### Aim
Leave out the pictures and transcribe everything else exactly.

### Source excerpt
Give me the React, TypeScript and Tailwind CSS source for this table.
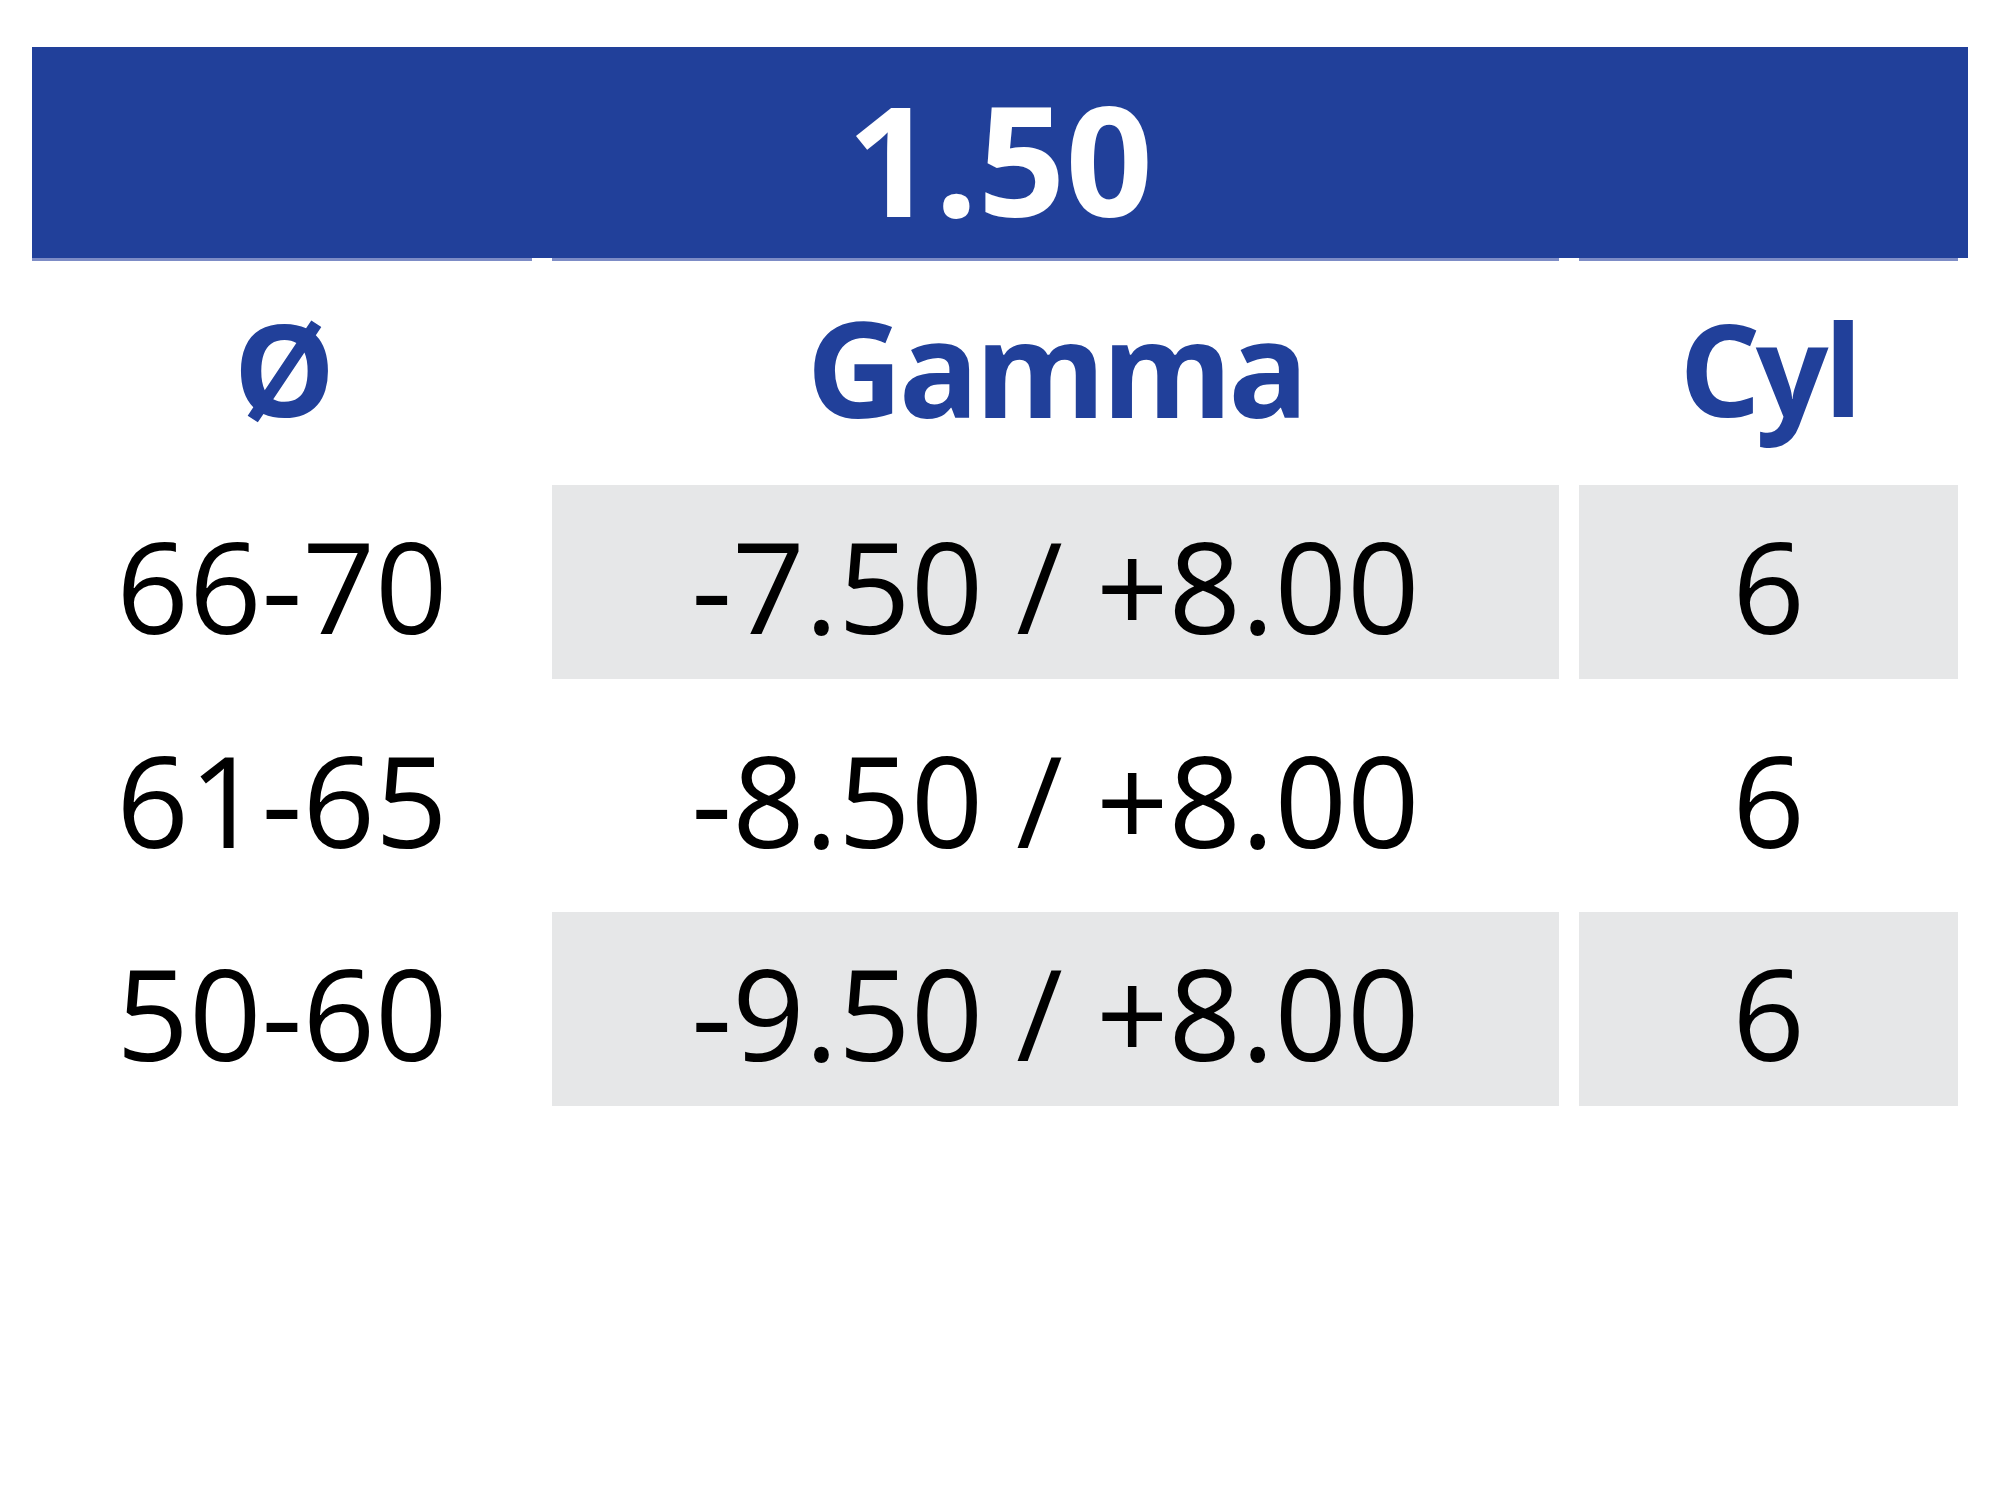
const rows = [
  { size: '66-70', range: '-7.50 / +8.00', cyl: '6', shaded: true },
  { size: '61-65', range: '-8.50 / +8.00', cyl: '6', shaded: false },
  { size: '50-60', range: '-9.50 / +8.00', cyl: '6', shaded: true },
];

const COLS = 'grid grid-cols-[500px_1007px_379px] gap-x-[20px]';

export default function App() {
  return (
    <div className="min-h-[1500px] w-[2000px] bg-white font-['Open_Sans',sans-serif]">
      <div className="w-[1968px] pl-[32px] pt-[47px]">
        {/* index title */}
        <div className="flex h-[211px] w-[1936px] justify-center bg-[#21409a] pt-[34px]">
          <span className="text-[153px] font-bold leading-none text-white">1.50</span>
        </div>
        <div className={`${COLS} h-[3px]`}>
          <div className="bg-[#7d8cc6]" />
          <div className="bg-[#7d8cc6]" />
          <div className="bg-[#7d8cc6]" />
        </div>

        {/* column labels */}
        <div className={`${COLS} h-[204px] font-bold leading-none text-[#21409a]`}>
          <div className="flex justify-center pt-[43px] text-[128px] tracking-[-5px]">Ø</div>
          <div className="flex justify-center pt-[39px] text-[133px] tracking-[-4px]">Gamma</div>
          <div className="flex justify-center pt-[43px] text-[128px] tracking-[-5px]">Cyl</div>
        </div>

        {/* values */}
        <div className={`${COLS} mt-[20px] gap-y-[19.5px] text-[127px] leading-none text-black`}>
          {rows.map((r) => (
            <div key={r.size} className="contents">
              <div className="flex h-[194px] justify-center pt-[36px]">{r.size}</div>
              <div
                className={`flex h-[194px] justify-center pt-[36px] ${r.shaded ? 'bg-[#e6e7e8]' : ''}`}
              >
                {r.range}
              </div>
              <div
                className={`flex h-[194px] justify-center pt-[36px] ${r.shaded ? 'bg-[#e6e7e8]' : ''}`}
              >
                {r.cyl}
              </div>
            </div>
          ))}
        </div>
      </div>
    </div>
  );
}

### Exercise output
Give me the React, TypeScript and Tailwind CSS source for this table.
const rows = [
  { size: '66-70', range: '-7.50 / +8.00', cyl: '6', shaded: true },
  { size: '61-65', range: '-8.50 / +8.00', cyl: '6', shaded: false },
  { size: '50-60', range: '-9.50 / +8.00', cyl: '6', shaded: true },
];

const COLS = 'grid grid-cols-[500px_1007px_379px] gap-x-[20px]';

export default function App() {
  return (
    <div className="min-h-[1500px] w-[2000px] bg-white font-['Open_Sans',sans-serif]">
      <div className="w-[1968px] pl-[32px] pt-[47px]">
        {/* index title */}
        <div className="flex h-[211px] w-[1936px] justify-center bg-[#21409a] pt-[34px]">
          <span className="text-[153px] font-bold leading-none text-white">1.50</span>
        </div>
        <div className={`${COLS} h-[3px]`}>
          <div className="bg-[#7d8cc6]" />
          <div className="bg-[#7d8cc6]" />
          <div className="bg-[#7d8cc6]" />
        </div>

        {/* column labels */}
        <div className={`${COLS} h-[204px] font-bold leading-none text-[#21409a]`}>
          <div className="flex justify-center pt-[43px] text-[128px] tracking-[-5px]">Ø</div>
          <div className="flex justify-center pt-[39px] text-[133px] tracking-[-4px]">Gamma</div>
          <div className="flex justify-center pt-[43px] text-[128px] tracking-[-5px]">Cyl</div>
        </div>

        {/* values */}
        <div className={`${COLS} mt-[20px] gap-y-[19.5px] text-[127px] leading-none text-black`}>
          {rows.map((r) => (
            <div key={r.size} className="contents">
              <div className="flex h-[194px] justify-center pt-[36px]">{r.size}</div>
              <div
                className={`flex h-[194px] justify-center pt-[36px] ${r.shaded ? 'bg-[#e6e7e8]' : ''}`}
              >
                {r.range}
              </div>
              <div
                className={`flex h-[194px] justify-center pt-[36px] ${r.shaded ? 'bg-[#e6e7e8]' : ''}`}
              >
                {r.cyl}
              </div>
            </div>
          ))}
        </div>
      </div>
    </div>
  );
}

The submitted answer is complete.